Plastic Moose Antlers - They're All Over
Anyway, after that night (Sunday) I got up to rain that somewhat abated for my morning ride towards Oslo, headed for Goteborg. But on the outskirts of Oslo, it really just started to pour. By then, the highway had turned into a real four-lane expressway but given the weather, I just stayed on it, as opposed to taking a more "scenic" route. I had rejoined the bikes, but they were mercifully sticking to the right hand lane. After Oslo it was raining so hard that cars were pulling over onto the shoulder because their wipers couldn't keep up. Hey, at least they had wipers! At one point, I pulled off to take refuge under a gas station overhang. Not sure if that was wise. It was so dark from the rain that their roof lights came on automatically, but the water was pouring through the electrical fixtures. That didn't seem right. Maybe they could just turn the lights off? Anyway, I just pressed on and eventually found a rest area to pull into. By the the worst was over and even got some sun. If I stood in the sun, then steam would come off my clothes and eventually the outer layers dried off somewhat... as for the wet underwear, well that didn't dry out.

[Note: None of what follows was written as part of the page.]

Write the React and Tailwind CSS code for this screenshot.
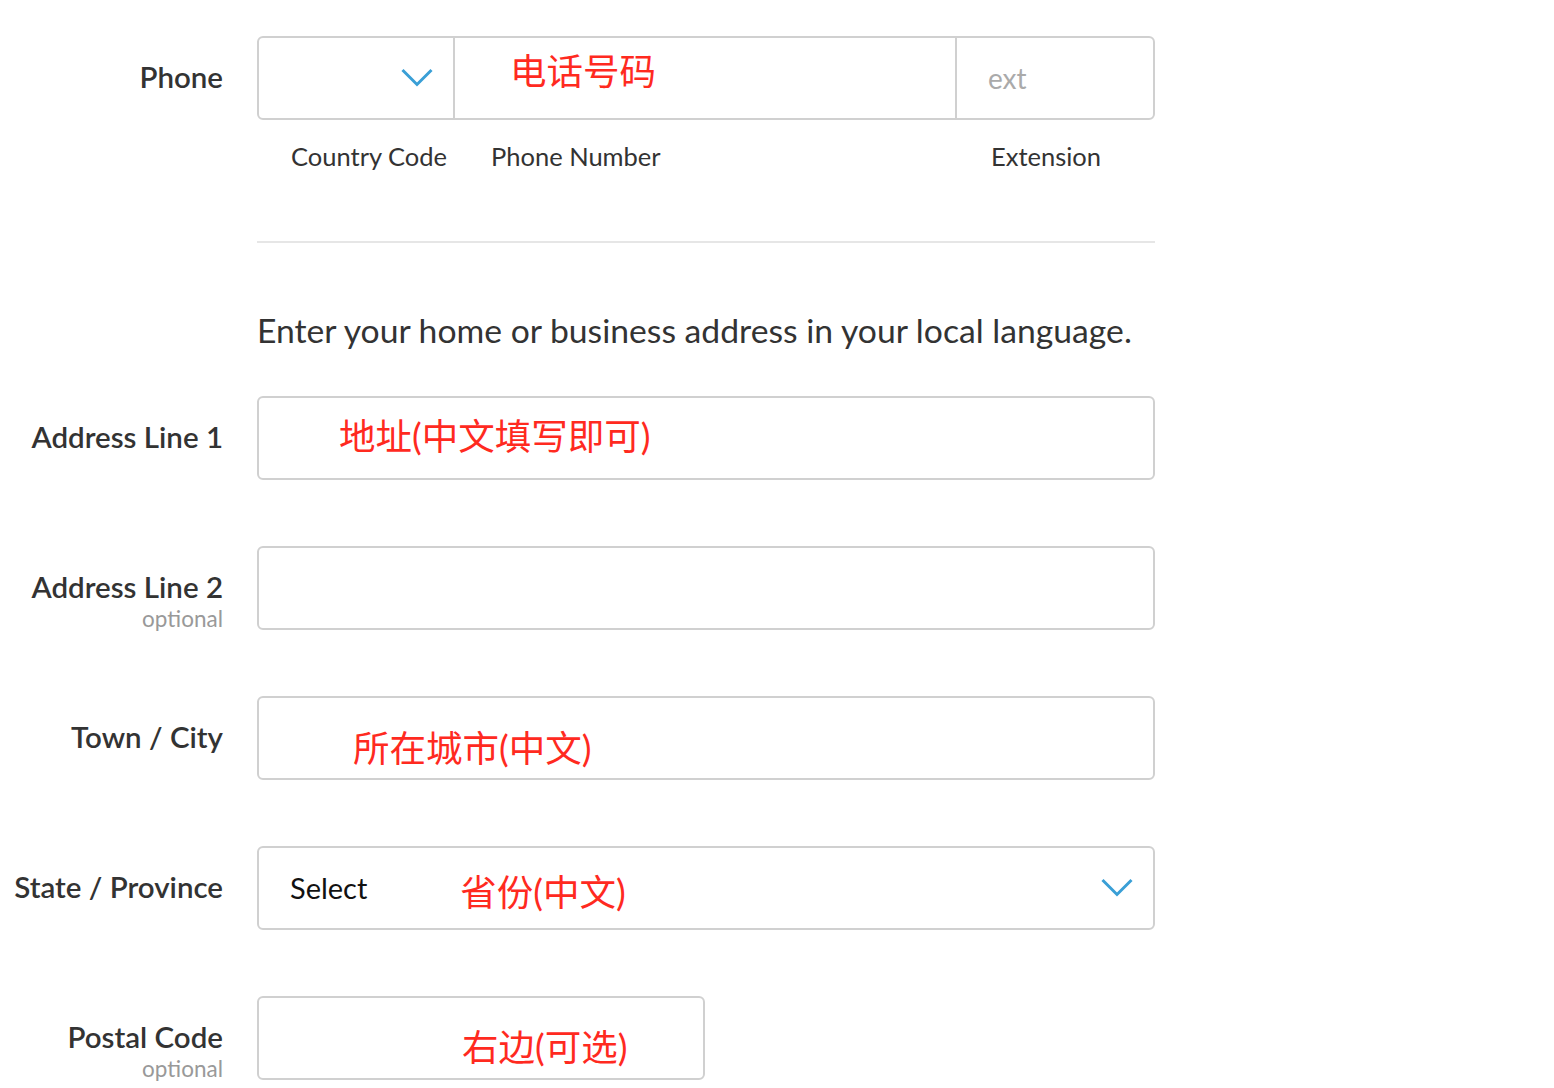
const Chevron = ({ className = '' }) => (
  <svg width="32" height="20" viewBox="0 0 32 20" fill="none" className={className}>
    <path d="M1.5 2 L16 16.5 L30.5 2" stroke="#3a9fd6" strokeWidth="3" />
  </svg>
);

const Note = ({ children, className = '' }) => (
  <span
    className={`text-[36.5px] leading-none text-[#ff2a1f] ${className}`}
    style={{ fontFamily: 'Lato, "Noto Sans CJK SC", sans-serif' }}
  >
    {children}
  </span>
);

const FieldRow = ({ label, optional, children, width = 'w-[898px]' }) => (
  <div className="flex items-start mt-[66px]">
    <div className="w-[223px] h-[84px] flex flex-col items-end pt-[24px]">
      <span className="text-[29.5px] leading-[34px] font-semibold text-[#333333]">{label}</span>
      {optional && (
        <span className="text-[22.5px] leading-[22px] mt-[4px] text-[#999999]">optional</span>
      )}
    </div>
    <div className={`ml-[34px] h-[84px] ${width} border-2 border-[#d0d0d0] rounded-[6px] bg-white flex items-center`}>
      {children}
    </div>
  </div>
);

export default function App() {
  return (
    <div
      className="min-h-screen bg-white pt-[36px] text-[#333333]"
      style={{ fontFamily: 'Lato, "Noto Sans CJK SC", sans-serif' }}
    >
      {/* Phone */}
      <div className="flex items-start">
        <div className="w-[223px] flex justify-end pt-[24px]">
          <span className="text-[29.5px] leading-[34px] font-semibold">Phone</span>
        </div>
        <div className="ml-[34px] w-[898px]">
          <div className="h-[84px] border-2 border-[#d0d0d0] rounded-[6px] flex">
            <div className="w-[196px] flex items-center justify-end pr-[20px] border-r-2 border-[#d0d0d0]">
              <Chevron />
            </div>
            <div className="flex-1 flex items-center pl-[55px] pb-[14px] border-r-2 border-[#d0d0d0]">
              <Note>电话号码</Note>
            </div>
            <div className="w-[196px] flex items-center pl-[31px]">
              <span className="text-[28px] text-[#aaaaaa]">ext</span>
            </div>
          </div>
          <div className="flex mt-[22px] text-[25.5px] leading-[28px]">
            <div className="w-[198px] pl-[34px]">Country Code</div>
            <div className="flex-1 pl-[36px]">Phone Number</div>
            <div className="w-[198px] pl-[34px]">Extension</div>
          </div>
          <div className="mt-[71px] h-[2px] bg-[#e6e6e6]" />
          <p className="mt-[67px] text-[33.7px] leading-[40px] whitespace-nowrap">
            Enter your home or business address in your local language.
          </p>
        </div>
      </div>

      <div className="-mt-[20px]">
        <FieldRow label="Address Line 1">
          <Note className="ml-[80px] pb-[4px]">地址(中文填写即可)</Note>
        </FieldRow>
        <FieldRow label="Address Line 2" optional />
        <FieldRow label="Town / City">
          <Note className="ml-[94px] pt-[20px]">所在城市(中文)</Note>
        </FieldRow>
        <FieldRow label="State / Province">
          <span className="ml-[31px] text-[29px] text-[#111111]">Select</span>
          <Note className="ml-[93px] pt-[8px]">省份(中文)</Note>
          <Chevron className="ml-auto mr-[20px]" />
        </FieldRow>
        <FieldRow label="Postal Code" optional width="w-[448px]">
          <Note className="ml-[203px] pt-[18px]">右边(可选)</Note>
        </FieldRow>
      </div>
    </div>
  );
}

Culture Shock! Goteborg, Sweden
So made it to Goteborg and with the crazy streets had another wild ride getting to the hotel, but eventually managed it. Nice place. Bathroom and showers down the hall, but they give you a big terrycloth robe and slippers. Ahh. Just peeled off my wet clothes, robed up and de-pruned. Goteborg is a nice city. Not my favorite in the world, but a pretty mix of old and new. There is no real old section as their seems to have been a lot of rebuilding since the 1600's but pretty enough. Took a Hop On-Hop Off again... both bus and boat... but they didn't really have a lot to show. The boat ride through the canals was good... one bridge is so low that you really do need to get off your seat and crouch in the aisle so that you can fit. Not for the claustrophobic. I see now why the boats look more like flat barges... for fitting under the bridges. Anyway, had a good rest and two good meals (one at a veggie buffet!) and that's what I needed. I wanted to see two museums in particular but as is typical with my good planing, Monday is museum closing day in Goteborg.
Settle Down Boys...
No Running Out to Greet People in Front of Cars
Floating Maritime Museum
Anyone Know What this Valve is For?
So now off to London. Hopefully will get there by Friday... today's Tuesday. Should be plenty of time. Weather is supposed to be good today and tomorrow, then crap out later in the week. Looks nice now. Beautiful ferry. Even have ping-pong tables and giant chess boards.